LESERINNENBRIEFE :
Wer sind die Defizit-Sünder?
■ betr.: „Defizitstaaten sollen büßen“, taz vom 18. 8. 11
Hier drängt sich natürlich die Frage auf: Wer sind denn eigentlich die Defizitsünder? Nur die Staaten, die das Defizit in ihrer Bilanz (eventuell sogar gezwungenermaßen) zulassen? Oder auch die Staaten, die durch ihre hohen Export-Überschüsse den anderen Staaten erst ermöglichen, ein solches Defizit anzuhäufen?
Eine stärkere Binnenkonjunktur, hervorgerufen durch mehr Kaufkraft über die Löhne könnte auch dazu führen, den Exportüberschuss zu verringern und dadurch ein Defizit in anderen Ländern zu verkleinern. Allerdings macht es keinen Sinn, nur denen, die schon jetzt ein hohes Einkommen haben, noch mehr zu geben.
Mit zum Beispiel einem flächendeckenden Mindestlohn, mit Tariferhöhungen über der Inflationsrate, verbunden mit einem Sockelbetrag für die unteren Lohngruppen, wäre ein Kaufkraftzuwachs zu erreichen, der direkt in den Konsum fließen könnte.

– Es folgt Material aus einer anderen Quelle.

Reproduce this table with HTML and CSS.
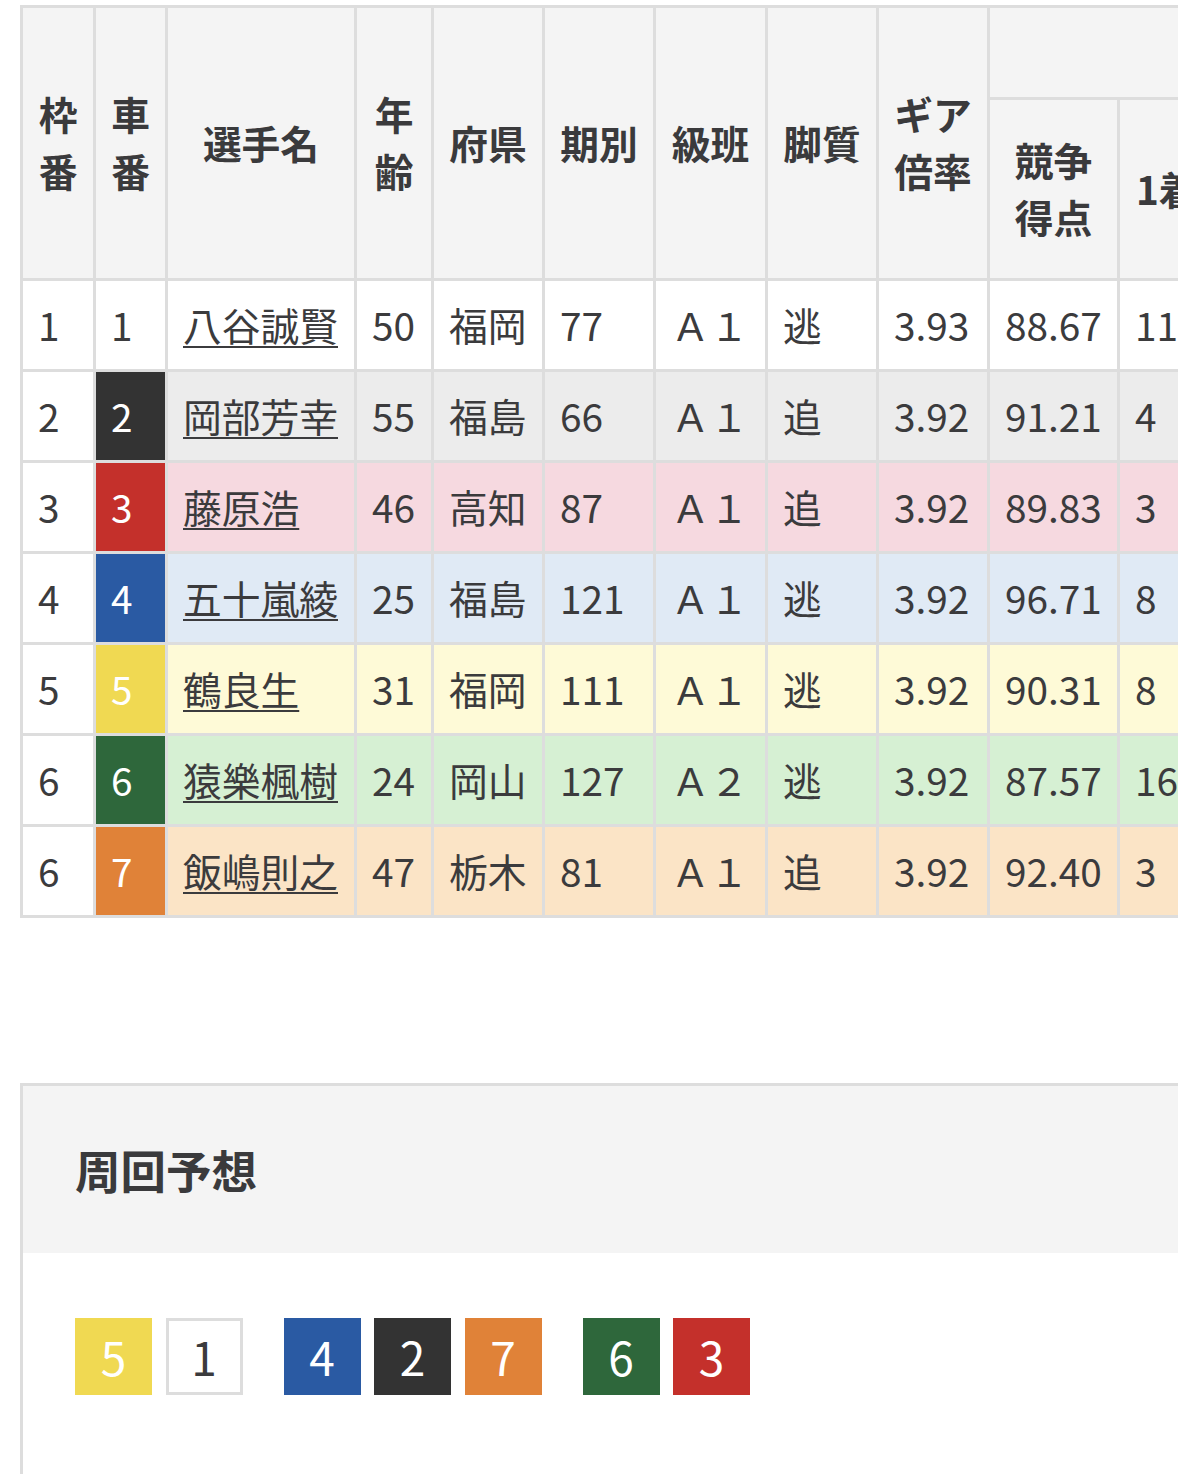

Leider wollen unsere Politiker, teilweise gesteuert durch vorhandene Lobbyverbindungen, davon nicht viel wissen.
WOLFGANG SCHNEIDER, Schwalbach
Eine Form von Gewalt
■ betr.: „Die Politik ist eine Antwort schuldig“, Interview mit Hans-Gerd Jaschke, taz vom 18. 8. 11
Ich denke, Herr Jaschke liegt richtig, wenn er eine Verbindung zwischen den Autobrandstiftern und der Gentrifizierung herstellt. Natürlich muss die Politik handeln, wenn serienmäßig Autos abgebrannt werden.
Aber: Die Politik hat ihre Bürger auch dann zu schützen, wenn Investoren die Mietpreise hochtreiben und die Menschen aus ihren Kiezen vertreiben; dies ist nichts anderes als eine Form von Gewalt gegen die in Berlin lebenden Menschen. Berliner Politiker haben nun einmal die Aufgabe, nicht so sehr für wohlhabende Investoren von sonst woher da zu sein, sondern vielmehr die Probleme der Bürger ihrer Stadt ernst zu nehmen und in deren Sinne zu handeln. Mietpreisbindung, Milieuschutz, das Verbot der Zweckentfremdung von Wohnraum und sozialer Wohnungsbau sind bewährte Mittel, um gegen Kriminalität vorzubeugen und um die Lebensqualität in der Stadt zu heben, also um Dinge zu erreichen, für die Politiker schließlich auch gewählt werden.
BERND-MICHAEL KABIOLL, Berlin
Literarisch völlig uninteressant
■ betr.: „Ein erhabener Neinsager“, Ambros Waibel zu „Erinnerungen an Robert Musil“, Gesellschaft + Kultur vom 19. 8. 11
Bitte hört auf, den Musil zu verklären. Trotz einer treffenden Bemerkung zu Nazi-Deutschland und einem zugegebenermaßen verheißungsvollen Frühwerk („Drei Frauen“, „Die Verwirrungen des Zöglings Törleß“) ist der Rest doch literarisch völlig uninteressanter, von einem zwanghaften, überspannten mathematisch-philosophischen Denken und einer verletzten Psyche gespeister Größenwahn: „Der Mann ohne Eigenschaften“. Und bitte vergleicht diesen todlangweiligen Roman nicht mit der Bibel, die ist immerhin in hohem Maße literarisch sehr anspruchsvoll und ausdrucksstark.
Vergesst nicht, dass jede besondere künstlerische Leistung eine gewisse geistig-emotionale Angegriffenheit voraussetzt, die, wenn sie denn zu einer Krankheit ausartet und den Menschen in ihren Besitz nimmt, das Werk zerstört. Das war bei Musil, denke ich, der Fall. Bei vielen anderen (Mann, Dostojewski, Céline …) nicht.